Rusty’s Intro to Advent-Christmas

Rusty’s Intro to Advent-Christmas

Surely, from now on all generations will call me blessed;
for the Mighty One has done great things for me,
and holy is God’s name.
The Lord’s mercy is for those who fear God
   from generation to generation.” 
Luke 1:48b-50 (part of Mary’s song, “The Magnificat”)

Advent-Christmas is often a time we look back. I enjoy decorating our family Christmas tree with ornaments from my childhood. Some draw laughter (those ornaments I made in elementary school); others hold dear memories (the donkey I selected from the tree of Drucilia King, a shut-in my sister and I visited every Christmas Eve with my father). I enjoy cooking the toffee my grandmother made while Jenny tastes Christmas in her grandmother’s peanut butter fudge. The ornaments and family recipes remind us of our family origins—that the hope, peace, joy, and love we celebrate at Christmas have been passed to us from generation to generation. 

This Advent, I’m also reminded of the importance of remembering the generations before us as our congregation prepares to make significant decisions about our church and its existence for generations yet to come. We are here today because of the blessings shared with us from generations past. We have a legacy of faithfulness to live into as we strive to be stewards of our church’s calling that stretches back to our origin in 1827. 

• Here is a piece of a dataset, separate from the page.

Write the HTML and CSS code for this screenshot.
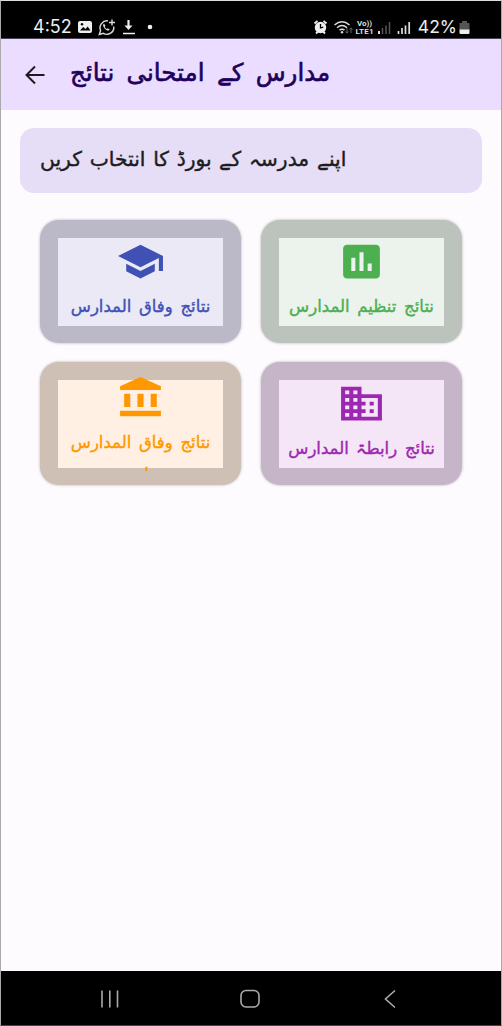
FILE: index.html
```html
<!DOCTYPE html>
<html lang="ur">
<head>
    <meta charset="UTF-8">
    <title>مدارس کے امتحانی نتائج</title>
    <link rel="stylesheet" href="styles.css">
</head>
<body>
    <div class="phone">
        <div class="status-bar">
            <span class="clock">4:52</span>
            <svg class="status-left" width="80" height="20" viewBox="0 0 80 20">
                <rect x="1" y="4" width="14" height="12" rx="2" fill="#eee"/>
                <path d="M3 13.5l3.2-3.6 2.3 2.1 2.2-2.6 2.8 4.1z" fill="#000"/>
                <circle cx="5" cy="7.2" r="1.2" fill="#000"/>
                <path d="M31 3.9A7 7 0 0 0 23.6 13.6L22.3 17.4L26.3 16.3A7 7 0 0 0 36.8 9.5" fill="none" stroke="#ddd" stroke-width="1.4"/>
                <path d="M27 6.5c-1.6 1-1 3 .6 4.9c1.7 1.9 4 2.9 5.3 1.3l-2.1-1.5-1.1.8c-1-.5-1.7-1.3-2-2.2l.8-.9z" fill="#ddd"/>
                <path d="M35 2.5v6M32 5.5h6" stroke="#ddd" stroke-width="1.4"/>
                <path d="M51.5 3v8" stroke="#eee" stroke-width="2.2"/>
                <path d="M47.5 8.5h8l-4 4.5z" fill="#eee"/>
                <path d="M46 16.5h12" stroke="#eee" stroke-width="1.5"/>
                <circle cx="73" cy="10" r="2.3" fill="#eee"/>
            </svg>
            <svg class="status-right" width="100" height="20" viewBox="0 0 100 20">
                <circle cx="7.5" cy="10.5" r="5.7" fill="#eee"/>
                <path d="M1.5 6.5l3-2.5M13.5 6.5l-3-2.5M3 16.5l2-2M12 16.5l-2-2" stroke="#eee" stroke-width="1.8"/>
                <path d="M7.5 7v4l2.7-.8" fill="none" stroke="#000" stroke-width="1.3"/>
                <g fill="none" stroke="#ddd" stroke-width="1.5">
                    <path d="M21.5 8q7.500-6.500 15 0"/>
                    <path d="M24 10.7q5-4.3 10 0"/>
                    <path d="M26.5 13.2q2.5-2 5 0"/>
                </g>
                <circle cx="29" cy="15.3" r="1.2" fill="#ddd"/>
                <path d="M34 11v5M32.5 14.5l1.5 1.7 1.5-1.7M38 16v-5M36.5 12.5l1.5-1.7 1.5 1.7" fill="none" stroke="#666" stroke-width="1"/>
                <text x="44" y="9.3" class="volte" textLength="15">Vo))</text>
                <text x="42.5" y="17" class="volte" textLength="18">LTE1</text>
                <path d="M66 14v3" stroke="#ddd" stroke-width="2"/>
                <path d="M69.5 11v6M73 8.5v8.5M76.5 5v12" stroke="#555" stroke-width="1.5"/>
                <path d="M85.5 14v3M89 11v6M92.5 8.5v8.5M96.2 5v12" stroke="#ddd" stroke-width="1.7"/>
            </svg>
            <span class="percent">42%</span>
            <svg class="battery" width="11" height="14" viewBox="0 0 11 14">
                <path d="M3 0h5v2h2.5v7H.5V2H3z" fill="#555"/>
                <path d="M.5 8.5h10V12q0 1-1 1h-8q-1 0-1-1z" fill="#eee"/>
            </svg>
        </div>

        <header class="app-bar">
            <svg class="back" width="20" height="20" viewBox="0 0 20 20">
                <path d="M19.5 10H2M10 1.5L1.5 10l8.5 8.5" fill="none" stroke="#1d1b20" stroke-width="2"/>
            </svg>
            <h1 class="title" dir="rtl">مدارس کے امتحانی نتائج</h1>
        </header>

        <main class="content">
            <div class="banner"><span class="banner-text" dir="rtl">اپنے مدرسہ کے بورڈ کا انتخاب کریں</span></div>

            <div class="grid">
                <div class="card indigo">
                    <div class="panel">
                        <svg class="icon" viewBox="0 0 24 24" preserveAspectRatio="none"><path d="M5 13.18v4L12 21l7-3.82v-4L12 17l-7-3.82zM12 3L1 9l11 6 9-4.91V17h2V9L12 3z"/></svg>
                        <span class="label" dir="rtl">نتائج وفاق المدارس</span>
                    </div>
                </div>
                <div class="card green">
                    <div class="panel">
                        <svg class="icon" viewBox="0 0 24 24" preserveAspectRatio="none"><path d="M19 3H5c-1.1 0-2 .9-2 2v14c0 1.1.9 2 2 2h14c1.1 0 2-.9 2-2V5c0-1.1-.9-2-2-2zM9 17H7v-7h2v7zm4 0h-2V7h2v10zm4 0h-2v-4h2v4z"/></svg>
                        <span class="label" dir="rtl">نتائج تنظیم المدارس</span>
                    </div>
                </div>
                <div class="card orange">
                    <div class="panel tall">
                        <svg class="icon" viewBox="0 0 24 24" preserveAspectRatio="none"><path d="M4 10h3v7H4zM10.5 10h3v7h-3zM17 10h3v7h-3zM2 19h20v3H2zM12 1L2 6v2h20V6z"/></svg>
                        <span class="label" dir="rtl">نتائج وفاق المدارس<br>ان</span>
                    </div>
                </div>
                <div class="card purple">
                    <div class="panel">
                        <svg class="icon" viewBox="0 0 24 24" preserveAspectRatio="none"><path d="M12 7V3H2v18h20V7H12zM6 19H4v-2h2v2zm0-4H4v-2h2v2zm0-4H4V9h2v2zm0-4H4V5h2v2zm4 12H8v-2h2v2zm0-4H8v-2h2v2zm0-4H8V9h2v2zm0-4H8V5h2v2zm10 12h-8v-2h2v-2h-2v-2h2v-2h-2V9h8v10zm-2-8h-2v2h2v-2zm0 4h-2v2h2v-2z"/></svg>
                        <span class="label" dir="rtl">نتائج رابطۃ المدارس</span>
                    </div>
                </div>
            </div>
        </main>

        <nav class="nav-bar">
            <svg width="20" height="20" viewBox="0 0 20 20"><path d="M2 1.5v17M9.8 1.5v17M17.5 1.5v17"/></svg>
            <svg width="20" height="20" viewBox="0 0 20 20"><rect x="1" y="1.5" width="18" height="16.5" rx="5"/></svg>
            <svg width="20" height="20" viewBox="0 0 20 20"><path d="M15 1.5L5.5 10l9.5 8.5"/></svg>
        </nav>
    </div>
</body>
</html>
```

FILE: styles.css
```css
body {
    margin: 0;
    background: #fefbff;
    font-family: "DejaVu Sans", sans-serif;
}
.phone {
    box-sizing: border-box;
    height: 1026px;
    border: 1px solid #aaa;
    border-top-color: #ddd;
    border-bottom-color: #444;
    display: flex;
    flex-direction: column;
}
.status-bar {
    height: 38px;
    box-sizing: border-box;
    padding: 16px 31px 0 32px;
    display: flex;
    align-items: flex-start;
    background: #000;
    border-bottom: 1px solid #4a4055;
    color: #eee;
    font-family: Inter, Roboto, sans-serif;
    font-size: 18px;
    line-height: 20px;
}
.clock {
    width: 44px;
}
.status-right {
    margin-left: auto;
    margin-right: 5px;
}
.volte {
    font-family: Roboto, sans-serif;
    font-size: 8px;
    font-weight: bold;
    fill: #ddd;
}
.percent {
    font-size: 17.5px;
}
.battery {
    margin-top: 4px;
    margin-left: 2px;
}
.app-bar {
    height: 71px;
    box-sizing: border-box;
    padding: 0 24px;
    display: flex;
    align-items: center;
    gap: 25px;
    background: #eaddff;
}
.title {
    margin: 0 0 5px;
    color: #21005d;
    font-size: 24.5px;
    font-weight: normal;
    word-spacing: 4.5px;
    white-space: nowrap;
    -webkit-text-stroke: 0.6px;
}
.content {
    flex: 1;
    padding: 18px 19px 0;
}
.banner {
    height: 65px;
    box-sizing: border-box;
    padding: 0 20px 3px;
    border-radius: 14px;
    display: flex;
    align-items: center;
    background: #e6def6;
    color: #1d1b20;
    font-size: 20.3px;
    word-spacing: 1.3px;
    white-space: nowrap;
    -webkit-text-stroke: 0.4px;
}
.grid {
    display: grid;
    grid-template-columns: 201px 201px;
    gap: 19px 20px;
    justify-content: center;
    margin-top: 27px;
}
.card {
    height: 123px;
    box-sizing: border-box;
    padding: 18px;
    border-radius: 19px;
    box-shadow: 0 0 3px rgba(0, 0, 0, 0.3);
}
.panel {
    height: 88px;
    display: flex;
    flex-direction: column;
    align-items: center;
}
.icon {
    width: 49px;
    height: 45px;
    flex: none;
    margin-top: 1px;
    fill: currentColor;
}
.label {
    margin-top: 7px;
    font-size: 16.5px;
    line-height: 32px;
    word-spacing: 2.5px;
    text-align: center;
    white-space: nowrap;
    -webkit-text-stroke: 0.4px;
}
.tall .icon {
    margin-top: -5px;
}
/* the second line does not fit, only its top shows */
.tall .label {
    height: 44px;
    flex: none;
    overflow: hidden;
}
.indigo {
    background: #bbb9c8;
    color: #3f51b5;
}
.indigo .panel {
    background: #eae9f5;
}
.green {
    background: #bcc3bc;
    color: #4caf50;
}
.green .panel {
    background: #ecf2ec;
}
.orange {
    background: #cec0b4;
    color: #ff9800;
}
.orange .panel {
    background: #fff0e3;
}
.purple {
    background: #c6b5c9;
    color: #9c27b0;
}
.purple .panel {
    background: #f5e6f7;
}
.nav-bar {
    height: 54px;
    box-sizing: border-box;
    display: flex;
    align-items: center;
    justify-content: space-between;
    padding: 2px 101px 0 99px;
    background: #000;
}
.nav-bar svg {
    fill: none;
    stroke: #aaa;
    stroke-width: 1.6;
}
```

Matthew’s Gospel opens with the origin story of Jesus. Before angels appear to Joseph in dreams, before Mary gives birth, before the Magi visit, we are reminded that Jesus has an origin story too. Indeed, his origin story is crucial to understanding the rest of Matthew’s Gospel. This genealogy is carefully composed to root Jesus in the larger story of God’s work in the world.

Some of the names do not surprise us. The origin of Jesus begins with Abraham, the one called out to become a blessing to all the families of the world. The list also begins by naming David, a complex leader in Israel’s history—one whose life demonstrated the extremes of faithfulness and unfaithfulness to the just ways of God. The list includes Jews and Gentiles, well-known figures and nobodies, the powerful (kings) and those will little social power (women from the margins). The genealogy on the one hand is consistent with ancient cultural norms, telling the origin of Jesus through the patriarchal structure of his era (thirty-nine times using the phrase “father of”), but also the origin unfolds in ways quite contrary to the these norms (the inclusion of five women). Indeed, in the end, the term “father of” is completely abandoned as the attention shifts to Mary while Joseph is given no agency in the conception of Jesus—the “from whom” in “from whom Jesus was born” is in the feminine singular. 

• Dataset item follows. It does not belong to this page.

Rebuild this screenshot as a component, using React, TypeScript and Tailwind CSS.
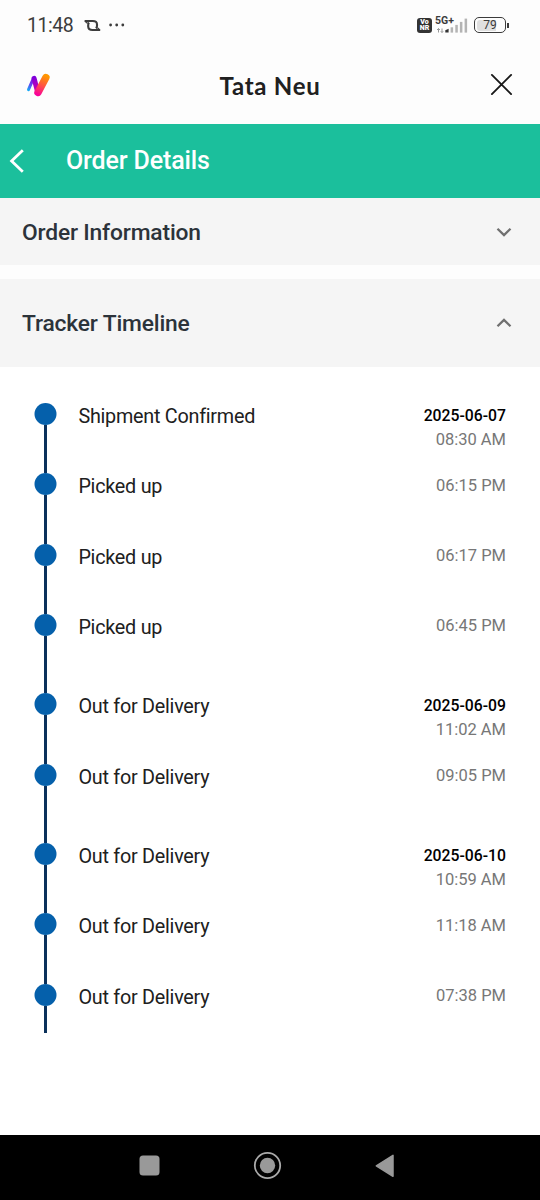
import React from "react";

type Step = { label: string; time: string; date?: string; height: string };

const steps: Step[] = [
  { label: "Shipment Confirmed", date: "2025-06-07", time: "08:30 AM", height: "h-[70.25px]" },
  { label: "Picked up", time: "06:15 PM", height: "h-[70.25px]" },
  { label: "Picked up", time: "06:17 PM", height: "h-[70.25px]" },
  { label: "Picked up", time: "06:45 PM", height: "h-[79.5px]" },
  { label: "Out for Delivery", date: "2025-06-09", time: "11:02 AM", height: "h-[70.25px]" },
  { label: "Out for Delivery", time: "09:05 PM", height: "h-[79.5px]" },
  { label: "Out for Delivery", date: "2025-06-10", time: "10:59 AM", height: "h-[70.25px]" },
  { label: "Out for Delivery", time: "11:18 AM", height: "h-[70.25px]" },
  { label: "Out for Delivery", time: "07:38 PM", height: "h-[49.5px]" },
];

function StatusBar() {
  return (
    <div className="flex h-[50px] items-center pl-[27px] pr-[31px] text-[#3c3c3c]">
      <span className="mt-[2px] w-[47px] text-[19.5px] leading-[24px] tracking-[-0.45px]">11:48</span>
      <svg className="ml-[10px]" width="17" height="13" viewBox="0 0 17 13" fill="none" stroke="#3c3c3c" strokeWidth="2.1" strokeLinejoin="round">
        <path d="M0.6 2H8.8Q13 2 13 5.4V7Q13 8.4 11.8 9.2" />
        <path d="M16.2 11H8.4Q4.2 11 4.2 7.6V6Q4.2 4.6 5.2 3.8" />
        <path d="M1.2 2.2Q2 4.2 5 4.4M15.6 10.8Q14.6 8.8 12 8.6" strokeWidth="1.2" />
      </svg>
      <svg className="ml-[7px]" width="18" height="4" viewBox="0 0 18 4" fill="#3c3c3c">
        <circle cx="2.6" cy="2" r="1.4" />
        <circle cx="8.7" cy="2" r="1.4" />
        <circle cx="14.8" cy="2" r="1.4" />
      </svg>
      <div className="ml-auto flex items-center">
        <div className="flex h-[15px] w-[15px] flex-col items-center justify-center rounded-[3px] bg-[#333333] text-[7px] font-black leading-[6px] text-white">
          <span>Vo</span>
          <span>NR</span>
        </div>
        <div className="relative ml-[4px] h-[17px] w-[33px]">
          <span className="absolute left-[-1px] top-[-2px] text-[10.5px] font-bold leading-[11px] text-[#3c3c3c]">5G+</span>
          <svg className="absolute left-0 top-0" width="33" height="17" viewBox="0 0 33 17">
            <path d="M2.5 15.5V11.5M1 13L2.5 11.5L4 13M6 11.5V15.5M4.8 14.2L6 15.5L7.2 14.2" stroke="#999" strokeWidth="1" fill="none" />
            <path d="M9.3 13.2L12.6 11.8V15.6H9.3Z" fill="#333" />
            <g fill="#b4b4b4">
              <rect x="14.6" y="10.3" width="2.5" height="5.3" />
              <rect x="19.3" y="7.9" width="2.5" height="7.7" />
              <rect x="23.9" y="4.9" width="2.5" height="10.7" />
              <rect x="28.6" y="1.6" width="2.5" height="14" />
            </g>
          </svg>
        </div>
        <div className="ml-[5px] flex h-[16px] w-[32px] items-center justify-center rounded-[5px] border-[1.5px] border-[#3c3c3c] p-[2px]">
          <span className="flex h-[11px] w-full items-center justify-center rounded-[3px] bg-linear-to-r from-[#e0e0e0] from-75% to-[#fdfdfd] to-75% text-[12px] leading-[12px]">79</span>
        </div>
        <div className="ml-[1px] h-[5px] w-[2px] bg-[#3c3c3c]" />
      </div>
    </div>
  );
}

function AppHeader() {
  return (
    <div className="flex h-[74px] items-center justify-between pl-[26px] pr-[27px]">
      <svg className="mt-[-4px]" width="26" height="26" viewBox="0 0 26 26" fill="none" strokeLinecap="round" strokeLinejoin="round">
        <defs>
          <linearGradient id="neuTail" x1="2" y1="18" x2="9" y2="5" gradientUnits="userSpaceOnUse">
            <stop stopColor="#16a8f5" />
            <stop offset="0.45" stopColor="#6a3cf0" />
            <stop offset="1" stopColor="#8500dd" />
          </linearGradient>
          <linearGradient id="neuMid" x1="8" y1="5" x2="12" y2="22" gradientUnits="userSpaceOnUse">
            <stop stopColor="#7c00dc" />
            <stop offset="1" stopColor="#e800a0" />
          </linearGradient>
          <linearGradient id="neuHead" x1="20" y1="4" x2="12" y2="23" gradientUnits="userSpaceOnUse">
            <stop stopColor="#ff9700" />
            <stop offset="0.5" stopColor="#ff5345" />
            <stop offset="1" stopColor="#f9009b" />
          </linearGradient>
        </defs>
        <path d="M2.5 17.6L7.4 6.4" stroke="url(#neuTail)" strokeWidth="3" />
        <path d="M8.1 6.4L11.8 20.5" stroke="url(#neuMid)" strokeWidth="5" />
        <path d="M19.9 5.5L12 20.5" stroke="url(#neuHead)" strokeWidth="7.4" />
      </svg>
      <h1 className="ml-[-2px] mt-[-3px] font-['Lato'] text-[24px] font-bold leading-[30px] tracking-[0.75px] text-[#202020]">Tata Neu</h1>
      <svg className="mt-[-5px]" width="23" height="23" viewBox="0 0 23 23" stroke="#181818" strokeWidth="1.9" strokeLinecap="round">
        <path d="M1.9 1.9L21.1 21.1M21.1 1.9L1.9 21.1" />
      </svg>
    </div>
  );
}

function Chevron({ up = false }: { up?: boolean }) {
  return (
    <svg width="16" height="10" viewBox="0 0 16 10" fill="none" stroke="#707070" strokeWidth="2.3">
      <path d={up ? "M1.5 8.3L8 1.9L14.5 8.3" : "M1.5 1.7L8 8.1L14.5 1.7"} />
    </svg>
  );
}

export default function App() {
  return (
    <div className="flex h-[1200px] w-[540px] flex-col overflow-hidden bg-[#fdfdfd] font-['Roboto',sans-serif]">
      <StatusBar />
      <AppHeader />
      <div className="flex h-[74px] shrink-0 items-center bg-[#1bbf9c] pl-[9px]">
        <svg width="16" height="24" viewBox="0 0 16 24" fill="none" stroke="white" strokeWidth="2.8">
          <path d="M13.8 1.2L2.6 12L13.8 22.8" />
        </svg>
        <h2 className="ml-[41px] text-[25px] font-medium leading-[30px] tracking-[-0.13px] text-white">Order Details</h2>
      </div>
      <section className="flex h-[67px] shrink-0 items-center justify-between bg-[#f5f5f5] pl-[22px] pr-[28px]">
        <h3 className="mt-[2px] text-[22.8px] font-medium leading-[28px] tracking-[-0.17px] text-[#2c333a]">Order Information</h3>
        <Chevron />
      </section>
      <section className="mt-[14px] flex h-[88px] shrink-0 items-center justify-between bg-[#f5f5f5] pl-[22px] pr-[28px]">
        <h3 className="mt-[2px] text-[22.8px] font-medium leading-[28px] tracking-[-0.17px] text-[#2c333a]">Tracker Timeline</h3>
        <Chevron up />
      </section>
      <main className="flex-1 bg-white pl-[34px] pr-[34px] pt-[36px]">
        {steps.map((step, index) => (
          <div key={index} className={`flex ${step.height}`}>
            <div className="flex w-[23px] flex-col items-center">
              <svg className="shrink-0" width="23" height="22" viewBox="0 0 23 22">
                <circle cx="11.5" cy="11" r="11" fill="#0560ab" />
              </svg>
              <div className="w-[3px] flex-1 bg-[#0b315b]" />
            </div>
            <span className="ml-[21.4px] mt-[2.2px] text-[19.8px] leading-[24px] tracking-[-0.25px] text-[#202020]">{step.label}</span>
            <div className="ml-auto mt-[0.6px] flex flex-col items-end leading-[24.5px]">
              {step.date && <span className="text-[15.75px] font-medium text-black">{step.date}</span>}
              <span className="text-[16.5px] text-[#777777]">{step.time}</span>
            </div>
          </div>
        ))}
      </main>
      <nav className="flex h-[65px] shrink-0 items-center bg-black pb-[4px] pl-[139px]">
        <svg width="21" height="21" viewBox="0 0 21 21">
          <rect x="0.5" y="0.5" width="20" height="20" rx="3.5" fill="#999" />
        </svg>
        <svg className="ml-[93px]" width="29" height="29" viewBox="0 0 29 29">
          <circle cx="14.5" cy="14.5" r="12.7" fill="none" stroke="#aaa" strokeWidth="1.8" />
          <circle cx="14.5" cy="14.5" r="7.7" fill="#999" />
        </svg>
        <svg className="ml-[93px]" width="20" height="24" viewBox="0 0 20 24">
          <path d="M18 1.3V22.3L1.3 11.8Z" fill="#999" stroke="#999" strokeWidth="1.5" strokeLinejoin="round" />
        </svg>
      </nav>
    </div>
  );
}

It is the five women in this origin story that we will turn our attention to throughout the Advent-Christmas season. Tamar, Rahab, Ruth, Bathsheba, and Mary are not just interesting because they are women included in a male-dominated genealogy. Each of them has an important story to tell. None of them had a culturally approved relationship with a man. Three of the five were ethnic outsiders (non-Jews), and another one (Bathsheba) was married to a Gentile before being taken by King David. Three conceived children outside the culturally approved bonds of a marriage contract. They were forced to use their bodies for economic security, political safety, and even to guarantee their continued existence. At the same time, each of them demonstrates a powerful resolve for life—for their own families and their larger communities. Their lives were put on the line to draw attention to injustice.

Isn’t it just fantastic that the Gospel of Matthew begins by connecting Jesus to these women! Indeed, their stories, their existence as part of the origin of Jesus, have a lot to tell us about who Jesus is and what he is up to in our world. Ultimately Matthew reminds us, as followers of Jesus they are part of our origin story too.

From Generation to Generation… This Advent-Christmas we celebrate our origins. Our family stories so present to us in the holiday season. Our congregational story as we discern important decisions that will shape generations yet to come. Our reading of the origin of Jesus, which shapes our understandings of what it means to follow in the Way of Jesus today.